VLF RADIO waves. Not VLF sound waves. Sound is not radio, radio is not sound.
So, what was it that HAARP does again? Wouldn't 'exciting' the ionosphere cause any irregularities?
Yep - and ducting is in fact studied there, but not just there. Not so much VLF ducting though. It's interesting to study, not so useful in
practice.
Now that it is excited, can we generate VLF waves somehow and use them for geophysical surveying?
A swing and a miss. Ducting and ELF/VLF generation by the array are two different things. The "geophysical surveying" bit, such as it is, is more
directed towards magnetotelluric mapping. Think of it as onshore CSEM with the source being elsewhere. OTOH, you can just wait for sundown and get the
same effect.
Using that for sub communications was as being explored as a backup to Seafarer at one point, however, you can't always generate VLF or ELF at
Gakona, it depends on conditions in the electrojet. It comes and goes. In the end, Navy dropped ELF as a communications medium to subs altogether and
closed down Seafarer. These days they use VLF and "other things". You can get VLF from really big towers - you don't need a Seafarer setup to do
it. If you look in the right places in Australia you can see lots of them we use these days.
Could the sounds people are hearing be ducted VLF waves aimed at surveying the continent for structural deficiencies?
No. You can't hear radio, because it's not sound.
Just wanted to make the connection between ionosphere/magnetosphere > VLF wave propagation > loud rumbling sounds. I guess that's the point of this
thread - I am looking for ways the magnetosphere/ionosphere are influenced and how this relates to loud rumbling sounds...
Well, that'll be tough, because really the ionosphere doesn't MAKE sounds. I think where you're getting confused is the usual thing I see on ATS
from about 30% of the posters, where they have a hard time understanding the differences between EM waves and sound. So they read about "waves" that
have "frequency" and it all mushes together for them as one co-equal thing. It's not, though.
It is widely known that humans can hear as low as 20khz.

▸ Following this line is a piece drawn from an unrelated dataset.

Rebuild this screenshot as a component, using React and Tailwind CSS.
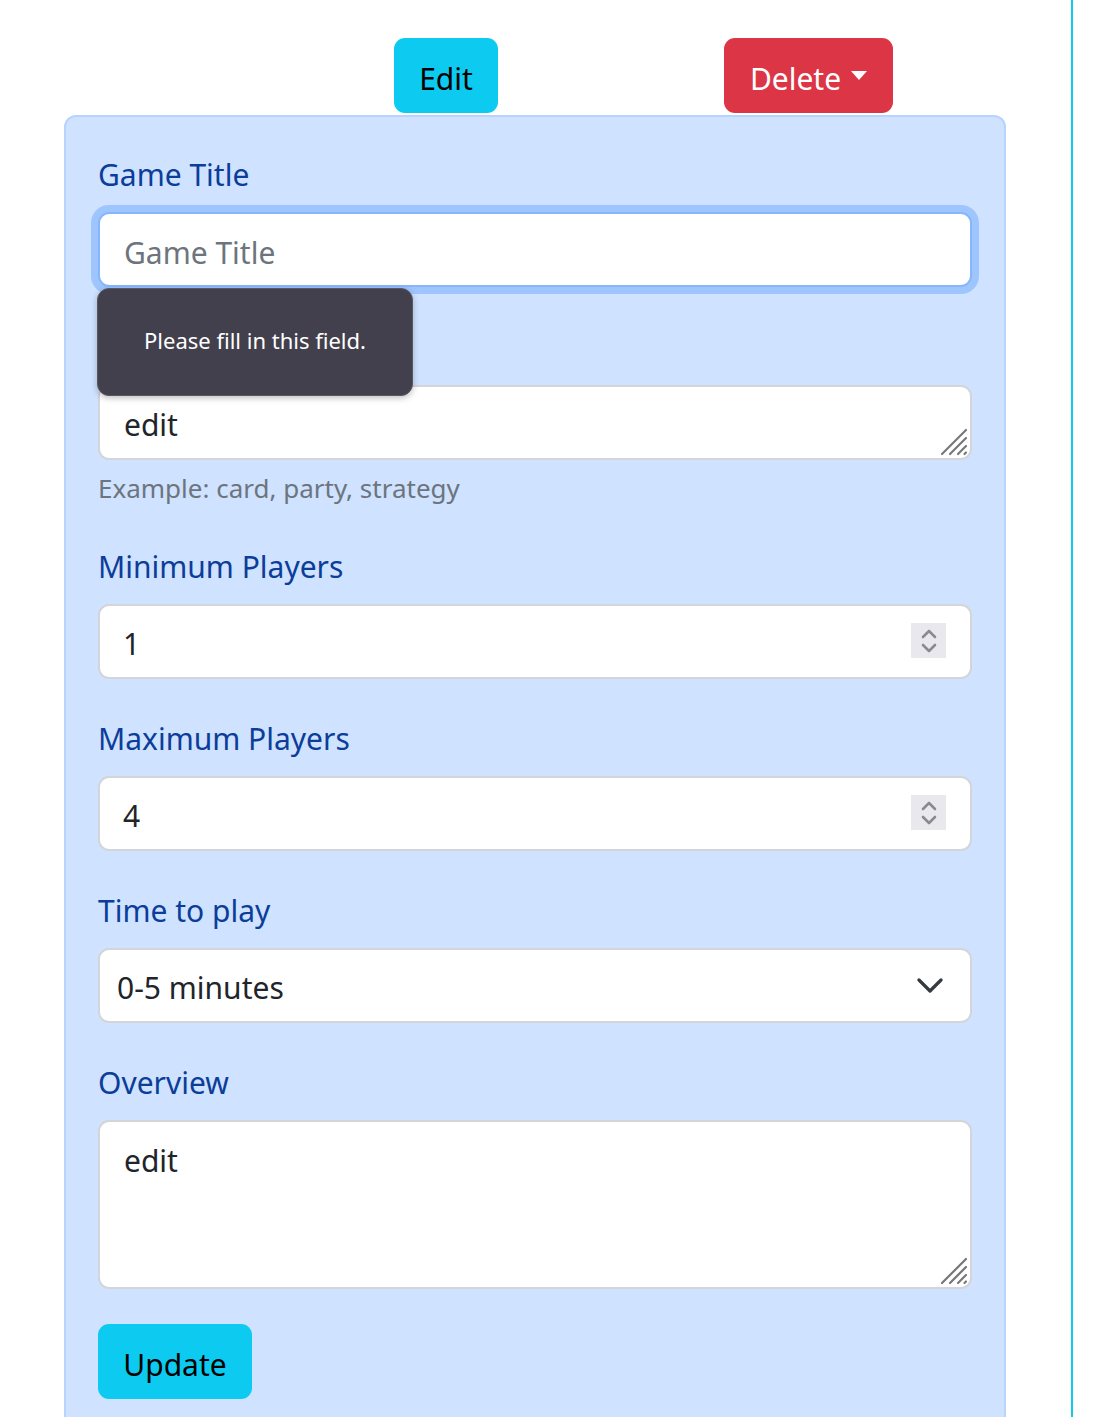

VLFrequencies are typically within a range of 3khz - 30khz. Other websites like this one
Auroral Chorus claim the maximum is 10khz, which would be too low for us to hear....
You hear sound. Sound is caused by compression waves in a medium, in most cases air. Since air has elasticity, a disturbance in air causes
longitudinal waves of compression and rarefaction to propagate away from a source. If the waves of compression have frequencies in a range we can
hear, say 20-20000Hz, then if they have enough amplitude, you can perceive them as sound.
You cannot hear radio waves by means of your ears. Ears are designed to pick up compression waves in air. Propagating radio waves are transverse
instead of longitudinal, and instead of being a wave of compression of air like sound, they consist of an electric field and a magnetic field at right
angles to each other.
Despite the fact that you can have a radio wave at, say, 10kHz, and a sound wave at 10kHz, it doesn't render the radio wave audible, and you can't
pick up the sound wave on a radio receiver, because sound and radio are not the same thing at all.
So is ducting something that can be created to serve the HAM operator, or just a natural phenomenon that HAM operators sometimes encounter?
For HAMs, it's an intriguing natural phenomenon. For the military, it's a goal.
@mr-lizard:
May be unrelated, but 'acoustic charge transport' is a term worth researching.
Totally unrelated. Charge transport on the surface of piezo materials has pretty much nothing whatever to do with any of this.